Es digna de alabar —y de admiración— la labor de los historiadores que dedican buena parte de su vida, cuando no toda, a estudiar la de un personaje concreto. La del emperador Carlos V, por ejemplo, que vengo narrando desde hace algunos días con gran aprobación por vuestra parte; y también la de los cronistas que recogieron los acontecimientos, sucesos y demás vinculados a la vida de aquel personaje —el emperador en este caso— para que, después, aquellos historiadores puedan realizar su trabajo de manera fidedigna.
Porque, tal que el 9 de diciembre de 1552, Foronda y Aguilera revela en su Estancias y viajes del emperador Carlos V que dicho día «el Emperador lo pasa muy bien?». Ojo a la interrogación, porque tiene su miga; y estando en un campamento al pie de las murallas de Metz, ciudad que estaba sitiando en ese momento, con un frío del copón y unas condiciones infrahumanas para todo aquel que tuvo la desgracia de caer en aquel lugar y momento concreto.
Seis mil defensores aguantaron como jabatos las embestidas imperiales —seis semanas de bombardeos que destruyeron buena parte de las fortificaciones de la ciudad—. Por resumir, lo de Metz fue peor que ponerte a realizar la declaración de la renta. O sea: un suplicio. ¿Y qué pintaba allí por entonces? El francés, como de costumbre. En este caso, el hijo de Francisco I, Enrique II, que copió del padre el gusto de tocarle los cojones al emperador todo lo que pudiera y más. A diferencia del padre —que ya fue—, el hijo se los tocaría mucho, pero que mucho. Por eso Carlos V decidió liarse la manta a la cabeza y lanzarse contra Metz por culpa de sus hostialidades con Enrique II, cuya ciudad defendía el duque de Guisa; que la defendió como gato panza arriba, siendo la consecuencia la retirada del emperador y la constatación de que su tiempo de estar ahí, en lo más alto, y salir de un fregado a otro, había llegado a su fin. Lo que le reconoció por carta a su hijo, Felipe II, y este le respondió con estas palabras: «… y de las causas que le han movido a levantar el campo sobre Metz, que me parescen harto bastantes, y no es de maravillar que esta jornada no haya sucedido según se esperaba, pues no todas las cosas de la guerra, aunque vayan bien guiadas […] tienen el fin que se pretende».
Carlos V levantó el cerco a Metz pocas semanas después, nada más comenzar 1553, antes de que la disentería, el tifus o el escorbuto terminaran de cepillarse a su ejército.

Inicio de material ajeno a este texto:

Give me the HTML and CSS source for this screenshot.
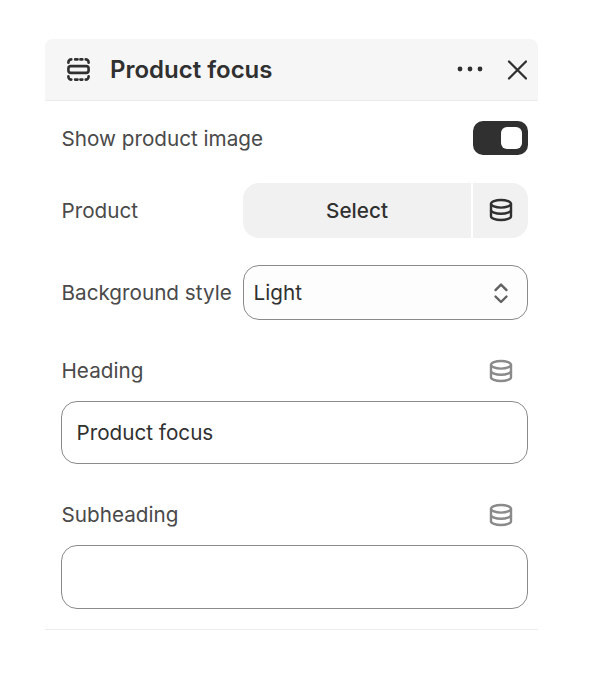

Porque aquel, insisto, fue un sitio chungo: lluvia y nieve, el grajo volando rasante todo lo que podía y más, barro y más barro por doquier… Un sindiós.
Así que la interrogación con la que cierra Foronda y Aguilera aquella cita que habéis leído líneas más arriba, más que comprensible. O puede que el colega —Carlos V— ya estuviera de vuelta de todo y dijera aquello tan español de para lo que me queda en el convento, me cago dentro. A saber.